Aussichten sind bewölkt
Vorerst aber herrscht eitler Sonnenschein. Die Finanzplanung prognostiziert steigende Gewinne bis ins Jahr 2026. Im Jahr 2024 bereits 452 Mio. Franken und im Jahr 2025 gar 529 Mio. Franken. Das sind höchst erfreuliche Zahlen, welche die Regierungsrätin präsentieren durfte. Schuldenabbau inklusive, was in unsicheren Zinszeiten an Bedeutung gewinnt. Dennoch ist der Himmel nicht nur blau. Die Risikowolken sind das eine, die ächzende Last, unter der die Gemeinden leiden, das andere. Diese werden auf die Grossrätinnen und Grossräte hoffen müssen, welche mit einzelnen Vorstössen möglicherweise da und dort eine Entlastung erkämpfen können. Ob viel Verständnis für den Kanton übrigbleibt, weil die Erfolgszahlen des Kantons risikobehaftet sind, ist fraglich. Es reicht aber das Milchbüchlein, um zu errechnen, dass viele Gemeinden nicht mehr lange durchhalten, wenn kantonale und nationale Belastungen nicht mittelfristig wieder abnehmen. Ob dann die Fusion als einzige Lösung für viel Sympathie sorgen wird, darf zumindest hinterfragt werden.
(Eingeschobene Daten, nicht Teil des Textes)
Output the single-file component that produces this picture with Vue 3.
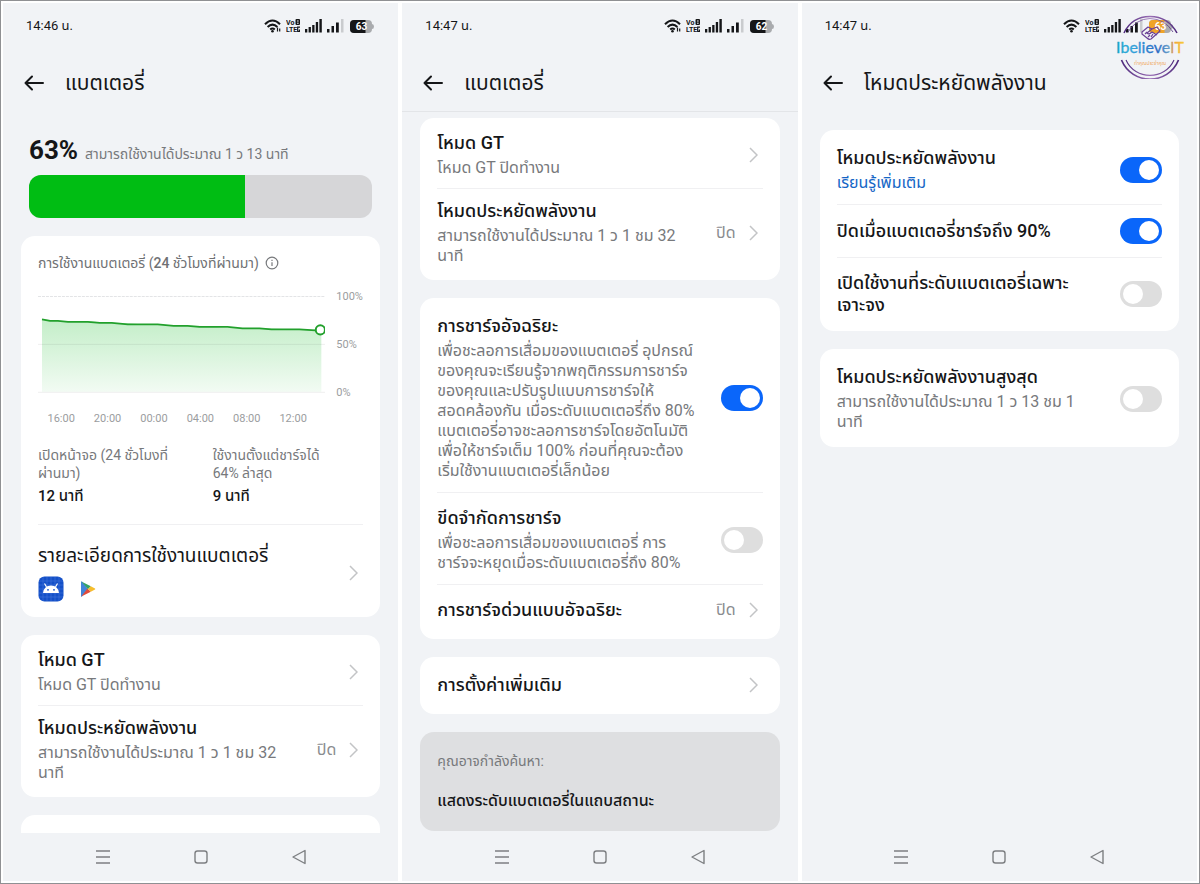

Der erste grosse Auftritt vor den Medien war für Astrid Bärtschi in diesem Spannungsverhältnis ein gelungener. Nicht nur wegen der Zahlen, sondern auch der Art und Weise, wie sie die einzelnen Punkte reflektiert und im Kontext einordnen konnte. Für die Gemeinden war dieser Auftritt hingegen weniger erfreulich. Entlastung ist keine in Sicht und mehrere Anliegen an den Kanton im Verteilgebiet dieser Zeitung werden nicht oder nicht mehr berücksichtigt. Gerade in den Randgebieten. Die Steuern sinken, doch die Gemeinden hinken.